Given records
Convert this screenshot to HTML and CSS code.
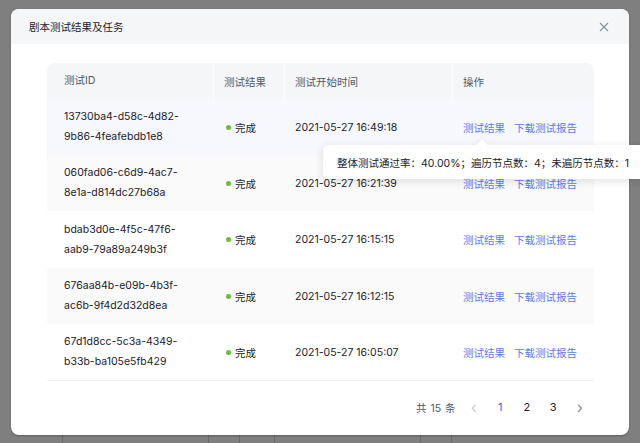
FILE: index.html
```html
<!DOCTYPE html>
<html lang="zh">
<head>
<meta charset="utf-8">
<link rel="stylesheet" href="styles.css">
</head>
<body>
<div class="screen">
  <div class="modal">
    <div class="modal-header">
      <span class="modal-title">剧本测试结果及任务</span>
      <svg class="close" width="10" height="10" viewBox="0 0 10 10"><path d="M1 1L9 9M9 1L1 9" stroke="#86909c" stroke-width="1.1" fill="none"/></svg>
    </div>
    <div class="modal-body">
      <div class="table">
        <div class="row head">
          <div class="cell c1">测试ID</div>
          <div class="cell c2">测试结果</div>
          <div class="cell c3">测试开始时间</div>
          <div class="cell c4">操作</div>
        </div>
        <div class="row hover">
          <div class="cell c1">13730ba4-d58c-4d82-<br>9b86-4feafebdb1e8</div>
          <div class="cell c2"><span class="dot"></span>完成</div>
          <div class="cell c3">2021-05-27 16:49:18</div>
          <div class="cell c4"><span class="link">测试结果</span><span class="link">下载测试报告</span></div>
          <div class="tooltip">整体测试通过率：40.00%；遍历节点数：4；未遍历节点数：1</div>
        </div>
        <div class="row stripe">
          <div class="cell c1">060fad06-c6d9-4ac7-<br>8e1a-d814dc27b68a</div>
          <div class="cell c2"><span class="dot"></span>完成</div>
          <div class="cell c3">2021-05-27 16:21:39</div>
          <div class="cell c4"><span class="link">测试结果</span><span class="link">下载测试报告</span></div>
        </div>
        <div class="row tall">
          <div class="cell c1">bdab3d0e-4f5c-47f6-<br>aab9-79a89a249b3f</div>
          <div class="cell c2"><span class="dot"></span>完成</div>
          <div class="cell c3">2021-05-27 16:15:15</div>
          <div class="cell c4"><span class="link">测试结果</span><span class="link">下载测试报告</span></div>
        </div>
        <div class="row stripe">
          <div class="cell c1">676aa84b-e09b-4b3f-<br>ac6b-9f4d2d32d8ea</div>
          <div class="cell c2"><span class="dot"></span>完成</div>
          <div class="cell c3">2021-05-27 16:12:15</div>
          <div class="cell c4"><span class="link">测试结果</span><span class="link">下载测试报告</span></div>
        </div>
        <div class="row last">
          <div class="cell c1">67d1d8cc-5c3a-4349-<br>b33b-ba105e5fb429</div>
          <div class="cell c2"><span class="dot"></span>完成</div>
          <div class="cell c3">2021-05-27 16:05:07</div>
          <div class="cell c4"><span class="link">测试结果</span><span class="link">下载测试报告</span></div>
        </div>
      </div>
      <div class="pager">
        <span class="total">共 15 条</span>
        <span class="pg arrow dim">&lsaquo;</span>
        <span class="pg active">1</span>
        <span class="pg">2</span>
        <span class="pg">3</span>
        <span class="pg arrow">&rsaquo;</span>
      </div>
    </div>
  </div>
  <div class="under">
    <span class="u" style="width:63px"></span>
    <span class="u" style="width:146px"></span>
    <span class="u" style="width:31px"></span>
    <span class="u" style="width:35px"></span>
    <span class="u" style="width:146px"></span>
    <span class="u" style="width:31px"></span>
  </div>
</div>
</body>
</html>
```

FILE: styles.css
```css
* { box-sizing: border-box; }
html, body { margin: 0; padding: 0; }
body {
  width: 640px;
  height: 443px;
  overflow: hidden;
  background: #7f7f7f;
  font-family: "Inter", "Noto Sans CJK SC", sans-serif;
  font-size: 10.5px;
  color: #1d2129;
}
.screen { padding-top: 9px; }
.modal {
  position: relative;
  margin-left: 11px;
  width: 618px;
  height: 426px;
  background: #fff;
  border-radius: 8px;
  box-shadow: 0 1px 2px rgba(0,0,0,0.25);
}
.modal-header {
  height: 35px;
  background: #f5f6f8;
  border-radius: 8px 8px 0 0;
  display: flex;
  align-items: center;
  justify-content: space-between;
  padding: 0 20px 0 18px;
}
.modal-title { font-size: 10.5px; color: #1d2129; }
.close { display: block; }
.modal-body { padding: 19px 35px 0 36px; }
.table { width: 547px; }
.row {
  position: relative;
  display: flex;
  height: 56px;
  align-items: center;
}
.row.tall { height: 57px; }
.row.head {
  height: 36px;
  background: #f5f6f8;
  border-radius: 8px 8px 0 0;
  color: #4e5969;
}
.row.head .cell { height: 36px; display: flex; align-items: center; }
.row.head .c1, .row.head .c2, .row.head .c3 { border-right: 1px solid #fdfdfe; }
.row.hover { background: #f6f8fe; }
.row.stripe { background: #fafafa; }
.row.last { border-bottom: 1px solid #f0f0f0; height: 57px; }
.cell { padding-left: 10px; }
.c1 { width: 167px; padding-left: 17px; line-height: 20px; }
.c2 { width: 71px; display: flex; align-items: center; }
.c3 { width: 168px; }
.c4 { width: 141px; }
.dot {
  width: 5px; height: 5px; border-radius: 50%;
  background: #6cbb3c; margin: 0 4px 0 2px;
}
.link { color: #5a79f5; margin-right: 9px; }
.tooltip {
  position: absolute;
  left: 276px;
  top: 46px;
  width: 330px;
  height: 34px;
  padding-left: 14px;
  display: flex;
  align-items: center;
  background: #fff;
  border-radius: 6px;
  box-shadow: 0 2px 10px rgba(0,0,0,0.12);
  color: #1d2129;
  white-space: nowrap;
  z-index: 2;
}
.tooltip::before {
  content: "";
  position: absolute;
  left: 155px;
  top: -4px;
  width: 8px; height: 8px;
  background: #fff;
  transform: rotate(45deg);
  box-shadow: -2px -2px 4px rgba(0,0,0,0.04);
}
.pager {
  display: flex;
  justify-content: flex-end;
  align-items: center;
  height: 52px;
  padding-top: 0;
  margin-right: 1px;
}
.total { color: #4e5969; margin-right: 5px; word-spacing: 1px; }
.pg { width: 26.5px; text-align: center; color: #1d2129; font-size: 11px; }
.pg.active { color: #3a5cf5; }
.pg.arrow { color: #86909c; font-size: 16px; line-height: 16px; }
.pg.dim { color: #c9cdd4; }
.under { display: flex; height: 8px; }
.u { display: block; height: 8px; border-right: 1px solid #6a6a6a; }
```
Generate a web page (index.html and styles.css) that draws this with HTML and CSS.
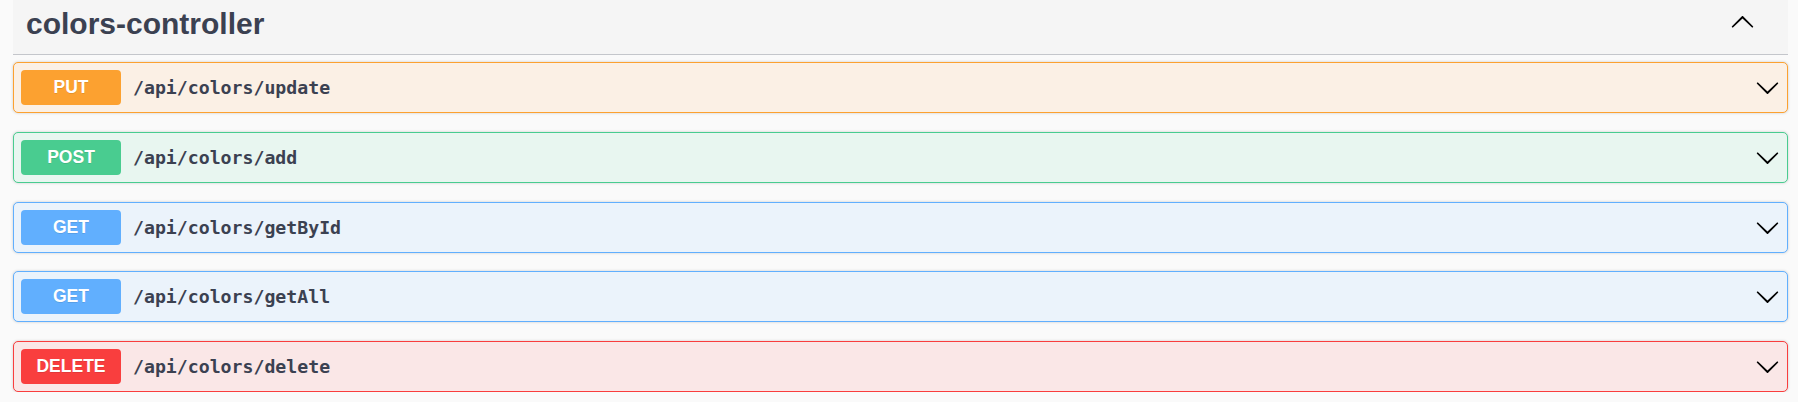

What you need to do
Pick out every line above that holds the word "index" and copy it.

Response to this task
FILE: index.html
  z-index: 2;
Generate a web page (index.html and styles.css) that draws this with HTML and CSS.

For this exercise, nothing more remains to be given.